Set problem:
Write out the data below in full, unchanged, minus the images.
+++
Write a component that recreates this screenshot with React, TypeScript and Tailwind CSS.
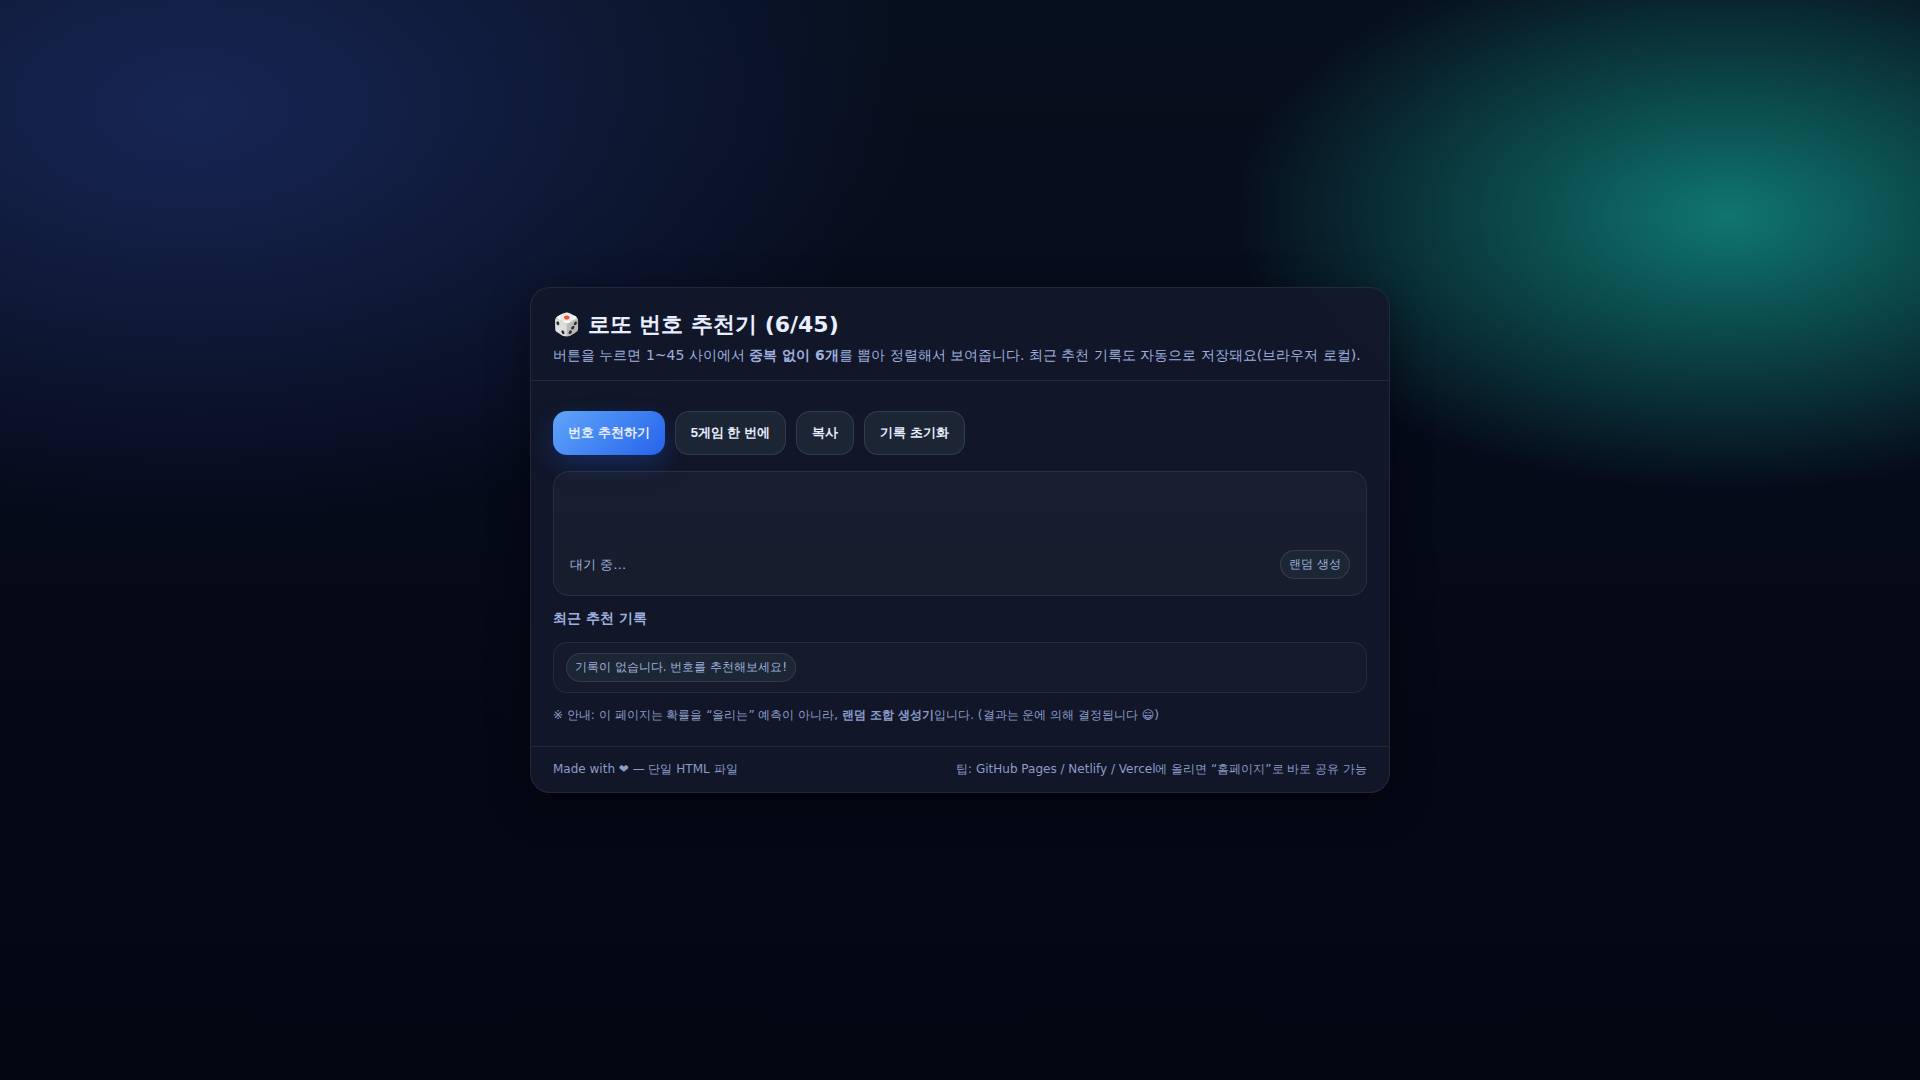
import { useState } from "react";

const SECONDARY_BUTTON =
  "h-11 rounded-[14px] border border-white/10 bg-[#1f2937]/80 px-[15px] font-['Liberation_Sans',sans-serif] text-[13px] font-bold text-[#e8eeff]";
const PRIMARY_BUTTON =
  "h-11 rounded-[14px] bg-[linear-gradient(135deg,#60a5fa,#2563eb)] px-[15px] font-['Liberation_Sans',sans-serif] text-[13px] font-bold text-[#e8eeff] shadow-[0_10px_24px_rgba(37,99,235,0.25)]";
const PILL =
  "inline-flex items-center rounded-full border border-white/10 bg-[#1f2937]/80 px-2 py-[5px] text-xs leading-[17px] text-[#9fb0df]";

function draw(): number[] {
  const picked = new Set<number>();
  while (picked.size < 6) picked.add(1 + Math.floor(Math.random() * 45));
  return [...picked].sort((a, b) => a - b);
}

export default function App() {
  const [games, setGames] = useState<number[][]>([]);
  const [history, setHistory] = useState<number[][]>([]);

  const generate = (count: number) => {
    const next = Array.from({ length: count }, draw);
    setGames(next);
    setHistory((prev) => [...next, ...prev].slice(0, 20));
  };

  const copy = () => {
    navigator.clipboard?.writeText(games.map((g) => g.join(", ")).join("\n"));
  };

  return (
    <div className="flex min-h-screen items-center justify-center bg-[radial-gradient(1200px_700px_at_10%_10%,#172554,transparent_60%),radial-gradient(900px_500px_at_90%_20%,#0f766e,transparent_55%),linear-gradient(180deg,#07101e,#060b1a_40%,#040715_75%,#030712)] p-6 font-['DejaVu_Sans',sans-serif] text-[#e8eeff]">
      <main className="w-full max-w-[860px] overflow-hidden rounded-[20px] border border-white/8 bg-[#12182a]/92 shadow-[0_12px_40px_rgba(0,0,0,0.45)]">
        <header className="border-b border-white/8 px-[22px] pt-[22px] pb-[14px]">
          <h1 className="text-[22px] leading-[30px] font-bold">🎲 로또 번호 추천기 (6/45)</h1>
          <p className="mt-1 text-sm leading-[22px] text-[#9fb0df]">
            버튼을 누르면 1~45 사이에서 <b>중복 없이 6개</b>를 뽑아 정렬해서 보여줍니다. 최근 추천 기록도 자동으로 저장돼요(브라우저 로컬).
          </p>
        </header>

        <div className="px-[22px] pt-[30px] pb-[21px]">
          <div className="flex flex-wrap gap-[10px]">
            <button className={PRIMARY_BUTTON} onClick={() => generate(1)}>번호 추천하기</button>
            <button className={SECONDARY_BUTTON} onClick={() => generate(5)}>5게임 한 번에</button>
            <button className={SECONDARY_BUTTON} onClick={copy}>복사</button>
            <button className={SECONDARY_BUTTON} onClick={() => setHistory([])}>기록 초기화</button>
          </div>

          {/* Result */}
          <section className="mt-4 rounded-2xl border border-white/8 bg-white/3 p-4">
            <div className="flex min-h-[52px] flex-col gap-2">
              {games.map((game, i) => (
                <div key={i} className="flex gap-2">
                  {game.map((n) => (
                    <span key={n} className="flex size-11 items-center justify-center rounded-full bg-blue-500 font-bold">{n}</span>
                  ))}
                </div>
              ))}
            </div>
            <div className="mt-[10px] flex items-center justify-between">
              <span className="text-[13px] leading-5 text-[#9fb0df]">{games.length ? "생성 완료" : "대기 중…"}</span>
              <span className={PILL}>랜덤 생성</span>
            </div>
          </section>

          {/* History */}
          <h2 className="mt-3 text-sm leading-5 font-bold text-[#9fb0df]">최근 추천 기록</h2>
          <div className="mt-[14px] flex flex-wrap gap-2 rounded-[14px] border border-white/8 bg-white/2 px-3 py-[10px]">
            {history.length === 0 ? (
              <span className={PILL}>기록이 없습니다. 번호를 추천해보세요!</span>
            ) : (
              history.map((game, i) => <span key={i} className={PILL}>{game.join(", ")}</span>)
            )}
          </div>
          <p className="mt-3 text-xs leading-5 text-[#8c9bc8]">
            ※ 안내: 이 페이지는 확률을 “올리는” 예측이 아니라, <b>랜덤 조합 생성기</b>입니다. (결과는 운에 의해 결정됩니다 😄)
          </p>
        </div>

        <footer className="flex flex-wrap justify-between gap-2 border-t border-white/8 px-[22px] py-[13px] text-xs leading-[19px] text-[#8c9bc8]">
          <span>Made with ❤ — 단일 HTML 파일</span>
          <span>팁: GitHub Pages / Netlify / Vercel에 올리면 “홈페이지”로 바로 공유 가능</span>
        </footer>
      </main>
    </div>
  );
}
+++
Correct response:
Write a component that recreates this screenshot with React, TypeScript and Tailwind CSS.
import { useState } from "react";

const SECONDARY_BUTTON =
  "h-11 rounded-[14px] border border-white/10 bg-[#1f2937]/80 px-[15px] font-['Liberation_Sans',sans-serif] text-[13px] font-bold text-[#e8eeff]";
const PRIMARY_BUTTON =
  "h-11 rounded-[14px] bg-[linear-gradient(135deg,#60a5fa,#2563eb)] px-[15px] font-['Liberation_Sans',sans-serif] text-[13px] font-bold text-[#e8eeff] shadow-[0_10px_24px_rgba(37,99,235,0.25)]";
const PILL =
  "inline-flex items-center rounded-full border border-white/10 bg-[#1f2937]/80 px-2 py-[5px] text-xs leading-[17px] text-[#9fb0df]";

function draw(): number[] {
  const picked = new Set<number>();
  while (picked.size < 6) picked.add(1 + Math.floor(Math.random() * 45));
  return [...picked].sort((a, b) => a - b);
}

export default function App() {
  const [games, setGames] = useState<number[][]>([]);
  const [history, setHistory] = useState<number[][]>([]);

  const generate = (count: number) => {
    const next = Array.from({ length: count }, draw);
    setGames(next);
    setHistory((prev) => [...next, ...prev].slice(0, 20));
  };

  const copy = () => {
    navigator.clipboard?.writeText(games.map((g) => g.join(", ")).join("\n"));
  };

  return (
    <div className="flex min-h-screen items-center justify-center bg-[radial-gradient(1200px_700px_at_10%_10%,#172554,transparent_60%),radial-gradient(900px_500px_at_90%_20%,#0f766e,transparent_55%),linear-gradient(180deg,#07101e,#060b1a_40%,#040715_75%,#030712)] p-6 font-['DejaVu_Sans',sans-serif] text-[#e8eeff]">
      <main className="w-full max-w-[860px] overflow-hidden rounded-[20px] border border-white/8 bg-[#12182a]/92 shadow-[0_12px_40px_rgba(0,0,0,0.45)]">
        <header className="border-b border-white/8 px-[22px] pt-[22px] pb-[14px]">
          <h1 className="text-[22px] leading-[30px] font-bold">🎲 로또 번호 추천기 (6/45)</h1>
          <p className="mt-1 text-sm leading-[22px] text-[#9fb0df]">
            버튼을 누르면 1~45 사이에서 <b>중복 없이 6개</b>를 뽑아 정렬해서 보여줍니다. 최근 추천 기록도 자동으로 저장돼요(브라우저 로컬).
          </p>
        </header>

        <div className="px-[22px] pt-[30px] pb-[21px]">
          <div className="flex flex-wrap gap-[10px]">
            <button className={PRIMARY_BUTTON} onClick={() => generate(1)}>번호 추천하기</button>
            <button className={SECONDARY_BUTTON} onClick={() => generate(5)}>5게임 한 번에</button>
            <button className={SECONDARY_BUTTON} onClick={copy}>복사</button>
            <button className={SECONDARY_BUTTON} onClick={() => setHistory([])}>기록 초기화</button>
          </div>

          {/* Result */}
          <section className="mt-4 rounded-2xl border border-white/8 bg-white/3 p-4">
            <div className="flex min-h-[52px] flex-col gap-2">
              {games.map((game, i) => (
                <div key={i} className="flex gap-2">
                  {game.map((n) => (
                    <span key={n} className="flex size-11 items-center justify-center rounded-full bg-blue-500 font-bold">{n}</span>
                  ))}
                </div>
              ))}
            </div>
            <div className="mt-[10px] flex items-center justify-between">
              <span className="text-[13px] leading-5 text-[#9fb0df]">{games.length ? "생성 완료" : "대기 중…"}</span>
              <span className={PILL}>랜덤 생성</span>
            </div>
          </section>

          {/* History */}
          <h2 className="mt-3 text-sm leading-5 font-bold text-[#9fb0df]">최근 추천 기록</h2>
          <div className="mt-[14px] flex flex-wrap gap-2 rounded-[14px] border border-white/8 bg-white/2 px-3 py-[10px]">
            {history.length === 0 ? (
              <span className={PILL}>기록이 없습니다. 번호를 추천해보세요!</span>
            ) : (
              history.map((game, i) => <span key={i} className={PILL}>{game.join(", ")}</span>)
            )}
          </div>
          <p className="mt-3 text-xs leading-5 text-[#8c9bc8]">
            ※ 안내: 이 페이지는 확률을 “올리는” 예측이 아니라, <b>랜덤 조합 생성기</b>입니다. (결과는 운에 의해 결정됩니다 😄)
          </p>
        </div>

        <footer className="flex flex-wrap justify-between gap-2 border-t border-white/8 px-[22px] py-[13px] text-xs leading-[19px] text-[#8c9bc8]">
          <span>Made with ❤ — 단일 HTML 파일</span>
          <span>팁: GitHub Pages / Netlify / Vercel에 올리면 “홈페이지”로 바로 공유 가능</span>
        </footer>
      </main>
    </div>
  );
}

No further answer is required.